Les tribunaux infernaux : C'est aux enfers que revient en dernière instance la décision de l'affectation d'un mort dans le parcours des réincarnations et le statut des fonctionnaire céleste ou infernal. Elle se décrète au sein de Yamen (les tribunaux infernaux) qui sont au nombre de dix. Chaque tribunal dispose d'hommes de main, dotés soit d'une tête de bœuf, soit d'une tête de cheval. Eux aussi sont des morts, qui de leur vivant ont maltraité vaches et chevaux. Ils sont chargés d'exécuter sur les âmes les ordres donnés par les différents tribunaux.

Les dix Yamen : Le voyage du mort débute par la traversée du Pont-sans-retour. Ensuite, il est conduit au tribunal N°1, dont le juge est Qinguang. Il vérifie si le décès est fondé et conforme au destin. Après quoi, l'alternative est la suivante : les méritants sont emmenés directement au tribunal N°10 pour renaître selon les lois des causalités, les autres déférés au tribunal approprié :

- Au tribunal N°2 atterrissent les malhonnêtes et les cruels, c'est à dire les mauvais entremetteurs, les médecins ignorant, les religieux trop zélés, et tous ceux qui mutilent yeux, oreilles, bras ou jambes. Ils sont punis par faim, soif, découpage en morceaux, ensevelissement dans un étang de glace, enchaînement à une colonne de cuivre ardente, ou jetés en pâture à des tigres et des loups.
- Au tribunal N°3, on examine les cas de mandarins dévoyés, femmes insupportables, esclaves désobéissants, caissiers malhonnêtes, prisonniers évadés, pamphlétaires et de ceux qui retardent un enterrement. Les supplices qui leurs sont réservés sont : écorchés vifs, yeux arrachés, orteils et pieds coupés, visage raclé au grattoir de fer, genoux broyés, ensevelissement dans le sel, la soude ou la vermine.
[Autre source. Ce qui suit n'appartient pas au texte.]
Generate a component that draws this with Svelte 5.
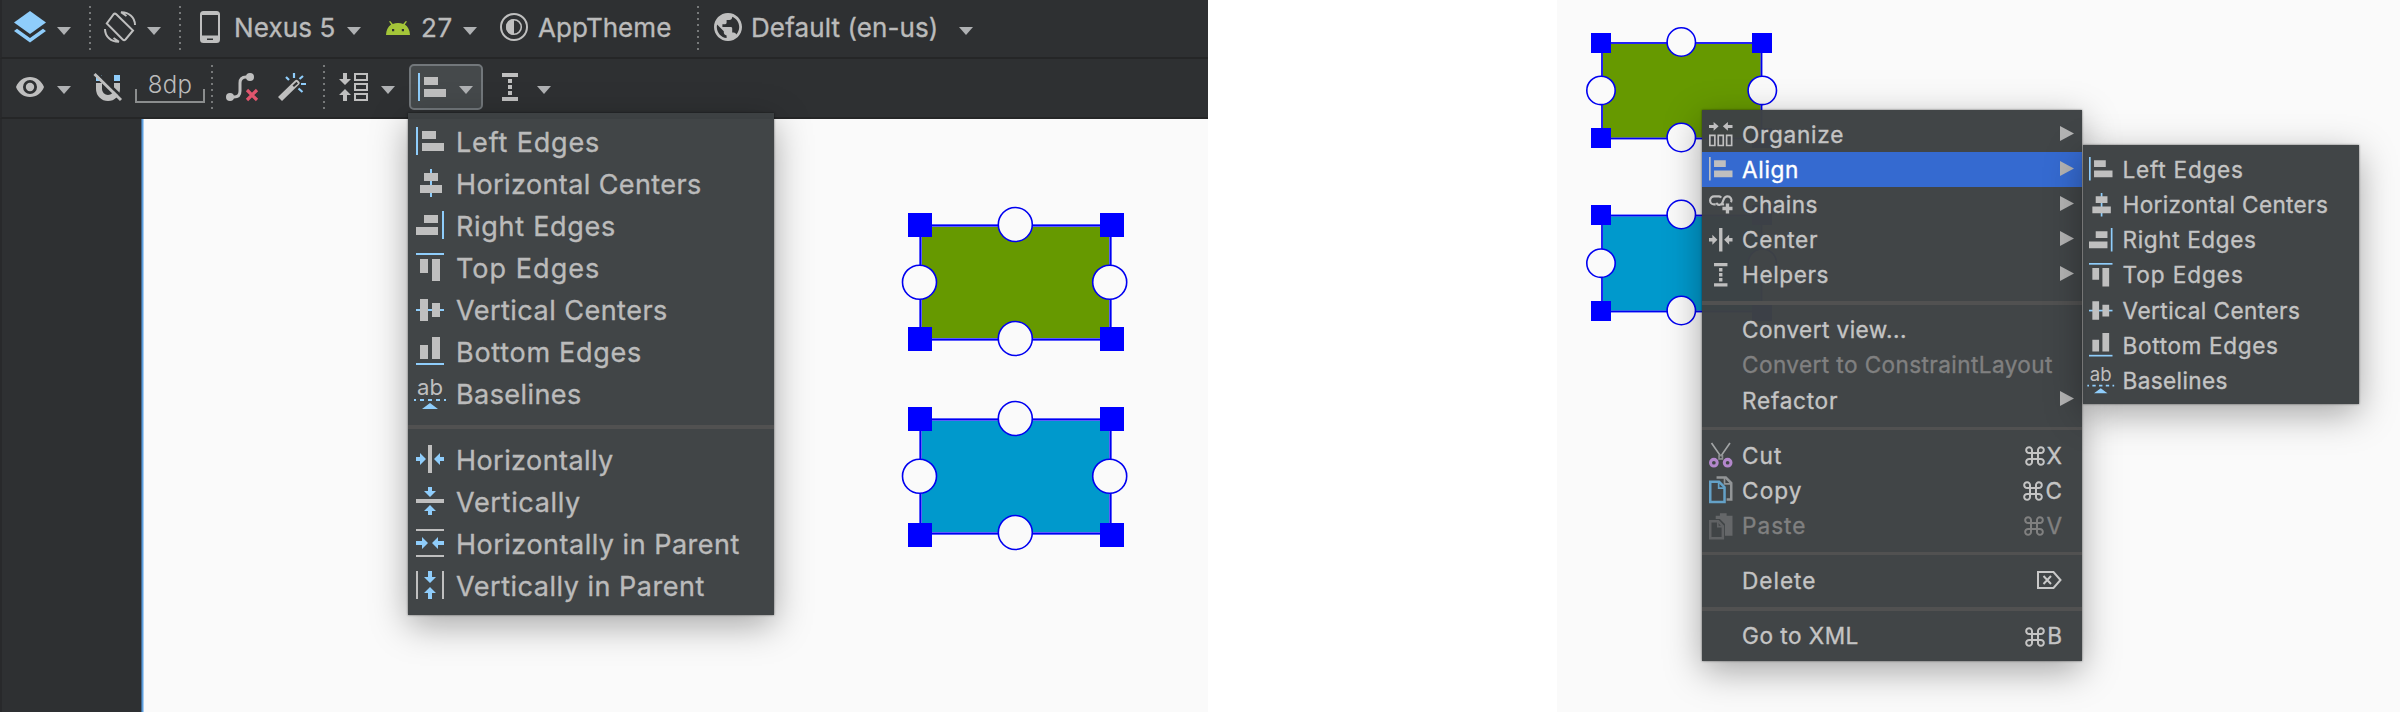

- Au tribunal N°4, on juge les avares, ceux qui lancent des imprécations aux dieux, jettent des ordures dans la rue ou effraient leurs semblables. Les supplices varient : s'agenouiller sur des pointes de bambou acérées, avoir les muscles coupés, les os raclés, les mains ébouillantées, les bras amputés, la bouche entaillée, les yeux énuclées ou être corsetés dans un habit de fer.
- Au tribunal N°5, Yama juge le brigandage, la prostitution, l'ingratitude, l'esprit de vengeance, l'exécution d'un être vivant, l'incrédulité à l'égard de Bouddha et des esprits, la destruction des écritures, séducteurs et séductrices, semeurs de discorde, chasseurs et pêcheurs. Ceux-là subissent l'arrachage du cœur et sont hachés menu.
-Au tribunal N°6 sont jugés ceux qui ont commis des sacrilèges contre le ciel et la terre, ont pissé ou défequé en direction de la Grande Ourse, ou publiés des livres obscènes. Ils sont mis à macérer dans l'urine ou le fumier, broyés dans un moulin, rongés par les rats, sciés en long, écorchés vifs et empaillés.
- Au tribunal  N°7, on s'occupe des nécrophiles, des médecins qui utilisent des parties du corps humain, des mangeurs de chair humaine, des violeurs de sépultures ainsi que de ceux qui font preuve de médisance, d'irrespect ou de haine vis à vis de leur supérieur. Ils sont châtiés par les jambes brûlées, les tibias broyés par des chiens dans leurs mâchoires, leur peau donnée en pâture aux porcs, leurs corps dévorés par les vautours, l'éviscération et les dents arrachées.
- Au tribunal N°8, arrivent ceux qui ont failli à la piété filiale. Ils sont foudroyés, embrochés et mis en cage.
- Au tribunal N°9, arrivent ceux qui ont commis des crimes capitaux vis à vis du code impérial : incendiaires, avorteuses, peintres obscènes, fabricants de remèdes pour endormir les gens. Ceux-là ont le cœur et le foie dévoré par les corbeaux, les poumons et les intestins par des chiens. On les concasse avec des cornes de bœuf, on les harcèle avec des essaims de guêpes. On leur arrache le cœur pour le glisser dans la bouche et le cerveau pour lui substituer un hérisson.
    
Le paradis chinois : La Terre pure : C'est la contrée de la délivrance, où l'âme, bercée de musique et de parfums suaves, connaît l'ultime purification avant le salut définitif. C'est un jardin d'Eden plongé dans un éternel printemps. La terre y est d'or et d'argent. Les arbres y portent mille fleurs et fruits, mais aussi des joyaux précieux et des jades. Agités par la brise, ils répandent une douce musique. Au ciel est une nuée d'anges, les aspara, qui volètent et dansent, dans le tourbillonnement de leurs longues manches de gaze. Au centre de ce paradis trône "Vie Infinie". A ses pieds s'étend un bassin aux eaux limpides ou s'épanouissent des lotus. En chacune d'elle est un être ; une âme renaît au cœur de la fleur.